Lee County Circuit Court Judge Chris Hughes has previously heard a similar complaint and ruled the inter-office dispute had nothing to do with Reagan’s being subpoenaed.
In the third motion, Hubbard’s attorneys argue that he cannot receive a fair trial because media attention surrounding the case prior to Hubbard’s indictment was, “so pervasive, so extensive, so result-oriented, and so based on the preconceived notion of Hubbard’s guilt that prejudice to the fairness and integrity of the grand jury must be presumed.”
Neither the motions nor the evidence list the hundreds of thousands in advertising dollars that were spent by Hubbard’s campaign to paint his prosecution as a “witch hunt” or “politically motivated.” Hubbard’s attorneys suggest that there must be leaks to the media because there have been stories published in relation to the Grand Jury proceedings.
As readers of the Alabama Political Reporter will perhaps not find surprising, this publication and this writer are referred to numerous times in the motion, as well as in the 100 pages of “evidence.”

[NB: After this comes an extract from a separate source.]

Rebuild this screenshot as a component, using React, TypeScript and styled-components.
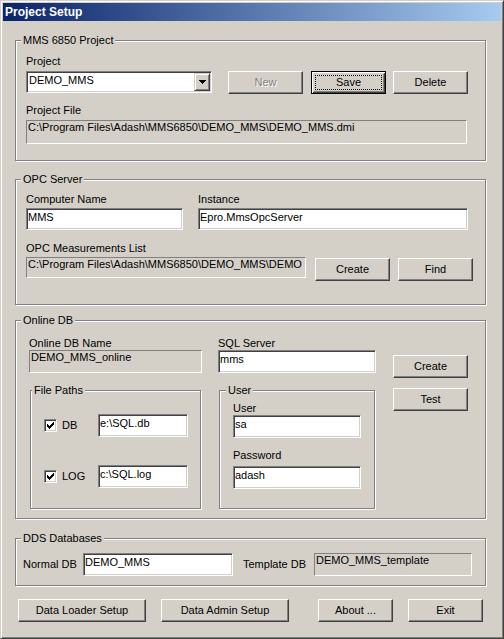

Under evidence such articles as these are listed:
Grand Jury Subpoenas Hubbard’s Records, December 3, 2012
Special Attorney General for Lee County Probe Identified, Oct. 28, 2013
Chief of Staff Seen with White-collar Defense Attorney in Lee County, Oct. 1, 2013
Marsh Testifies Six Hours Before Grand Jury; Collins Follows, Nov. 4, 2013
All of these and many more were published by the Alabama Political Reporter.
Hubbard’s attorneys fail to take into account that these articles are the result of actual news reporters tracking down stories by hitting the streets with shoe leather and determination.
Other articles such as editorials are given as evidence by Hubbard’s attorneys, as well as references to the political news television broadcast, The Voice of Alabama Politics and the “Honk If You Testified in Lee County” bumper sticker.
Many reporters are listed but, Bill Britt, John Archibald, Kyle Whitmire, Mike Cason, Kim Chandler, Susan Britt, and Brandon Moseley are the most prevalent.
Hubbard has asked that an evidentiary hearing be granted to examine, what they claim, were violations of the Grand Jury Secrecy Act.